By Elisabeth Costanzo Stewart

Meet Dr. Courtney O’Hagen – Associate Professor/Chairperson of Psychology & Human Services

Photo Credit: Matt Ebbers

What drives you professionally and personally? “My answer is actually the same for both. I’m driven by connecting with people. I think that my desire to connect with people is what ultimately drew me to teaching. I meet with students, form connections and relationships, and share my nerdy interests. I’m so thankful that I get to devote my professional life to explaining human behavior, encouraging my students to get excited about something, and building relationships based on trust so that they know that they have someone in their corner.  

Personally, I’m still driven by connection. There are so many people that I wish that I could be friends with! I want to be a good role model for my daughter and show her how to be kind, connect with others, and explore what makes each of us unique. I try to point those things out to her when I can. Grace is a lot of what drives me. 

Before I became a mom, I only had my career to push me. Now, I have such a different perspective.” 

What can we do to encourage and support fellow women as they pursue their education and careers? “This is such a complicated question. In my opinion, and based on things that I have studied in psychology, a lot of why women are competitive and tend to tear each other down has to do with society’s relatively negative views on women and women’s roles. 

I think the best way to encourage and support fellow women is to push for a shift in our cultural attitudes toward valuing what women offer. We offer so much intelligence, perspective, wisdom, and nurture, which is sometimes perceived as weak by men and, sadly, sometimes by other women. 

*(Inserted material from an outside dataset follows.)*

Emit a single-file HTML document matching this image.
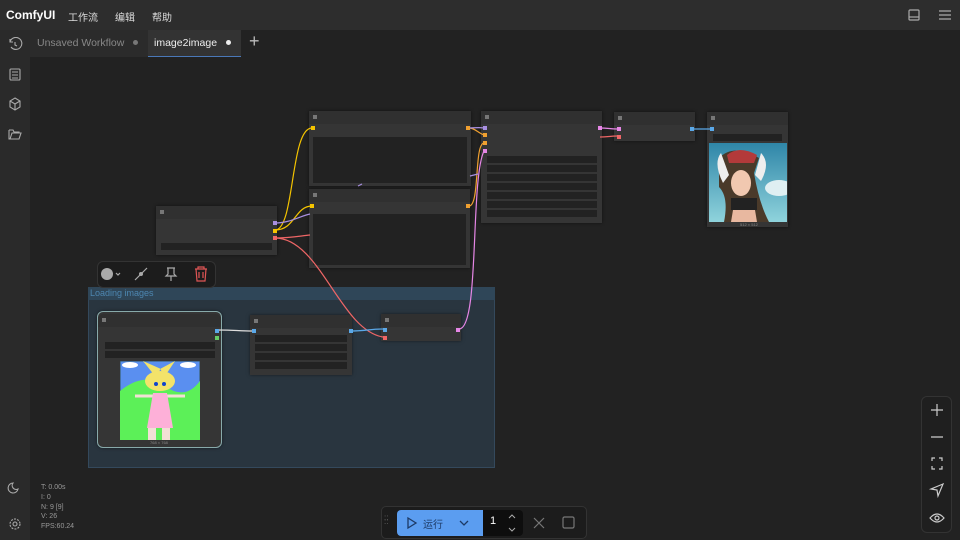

As an extension, our society doesn’t put enough resources into children, who are the direct result of women. Women are primarily the caretakers and comprise a large proportion of the workforce. I don’t understand how we as a society don’t have more universal childcare support for younger children. Education is often the first thing that gets cut when the money is tight, but it’s not advantageous to our society to not put resources into children and women. 

Things are slowly getting better, which is encouraging. When I first came to SUNY Broome, I benefited from campus initiatives like the Women’s Institute and the Women’s Reading Group. I learned so much!”

Who is a public figure (either historical or present day) that has inspired you? What were/are her contributions and achievements? “I have two! The first one is Kristen Bell. I love her because she uses her position of fame to advocate for mental health, women’s rights, addiction recovery, women’s health, and postpartum depression and anxiety. She is also a Global Advocate for the United Nations Women’s Peace & Humanitarian Fund (WPHF). I relate to her grounded efforts to make positive changes in support of causes that she is passionate about.  

The second woman that I want to mention is Taylor Swift! I admire her so much for her dedication to her craft. I read that in order for her to prepare for her Eras tour, she trained by running on a treadmill for three hours while singing her entire set. She is kind, philanthropic, and caring. Taylor wrote songs about how women feel, and she made those associated emotions OK to discuss. I love that she doesn’t hesitate to stand up for herself, both personally and professionally. 

For me, she embodies so much of what it means to be a woman today. Even though she isn’t contributing to the world “academically,” she contributes to the beauty and richness of our society through her words. Pop stars are often considered to be frivolous and unnecessary, but her true talent is her ability to connect people through shared emotions and experiences.”

What does it mean to you to be celebrated as a remarkable woman? “I don’t feel very remarkable, haha! But it is so special to be included with so many women that I admire. Being part of the #RemarkableWomenofSUNYBroome hopefully reflects that I am making a difference, which is really what I set out to do. It wasn’t always easy. Seven years’ worth of completing my Ph.D. required persistence. I realized, however, that I was never meant to be in research. I was meant to make an impact by connecting with my students in the classroom. I am so thankful that I get to harness my strengths to do such meaningful work.”

Name another remarkable woman of SUNY Broome who inspires you. “Rose Pero. I don’t have the words to describe how much I love her. Rose is so kind and generous with her time and with her expertise. She warms my heart and makes me laugh every day. She is always looking out for me, she reminds me when I forget things, and she keeps me focused on our mission.”